Q: My question is about ERY.    I bought the ERY for 29 dollars,  I know it is a risky investment.  My questions are: What is your suggestion and future outlook for ERY.    As you mentioned, if there is a bear market – will it reach the level of 29 dollars?  It is dependent on XLE and the oil price options.
Jesse: This is a tough call. First of all, I can’t give you personal advice about any trade. Having said that, energy stocks have already gotten pounded in many cases and they’re currently seeing an oversold rally. Personally, I think the oil price will probably stay low for a while so many of the fracking and service companies will be in trouble. Even if that’s true I don’t know if ERY is the best way to play it. So this could end up being a classic, “dead cat bounce” but I just don’t have any real feel either way there right now.
Q: For most people they dont want or cannot afford  the risks that these people like Druck  who bet 200% on one move take. Where is it written that you cannot take a moderate course and have some focused mutual funds, like yachtman, sequoia etc that make better returns and lower risk than indexing– and over time you do ok.. you dont become a buffett or a druck but you don’t lose the farm either .. after all many who leverage and bet the farm lose the farm — only a few make it big. I think you can over diversify  and under diversify – it you are not a pig, why not be moderate and still do fine? You may be giving risky advice to readers by not pointing out that people lose big too!

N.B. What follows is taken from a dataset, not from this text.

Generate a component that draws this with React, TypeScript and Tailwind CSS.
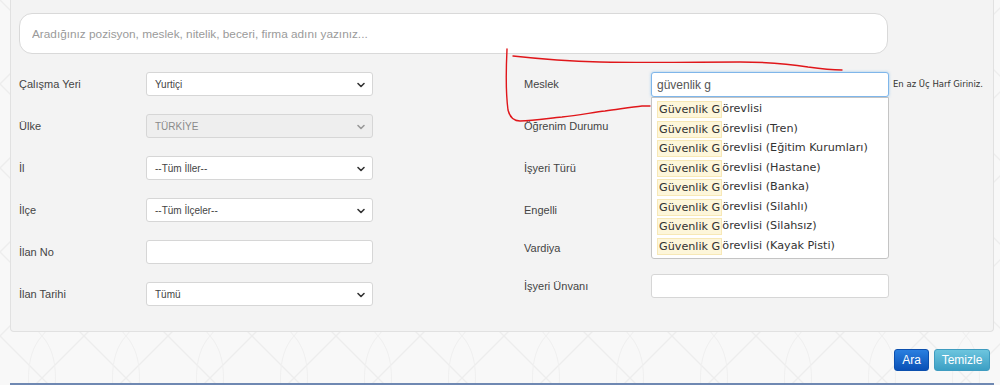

Jesse: That’s exactly why I wrote, “It’s up to each individual to determine where they are in the process and how their personal risk tolerance should dictate how they implement these ideas in their own investments.” My point is not everyone can be Druck but it probably pays to figure out how you can try to be a bit more like the greatest investors of all time.
Q:  Look forward to digging into the new idea (NXRT). Where is this one on your conviction scale? Anywhere near HLF conviction level?  Speaking of which, I also took the opportunity to buy back into HLF today. Good deal.
Jesse: It’s not nearly as high conviction as HLF was in January but I still like it here even though I’m not very constructive on REITs right now as an asset class. This is why it’s still a pretty small allocation in the model portfolio.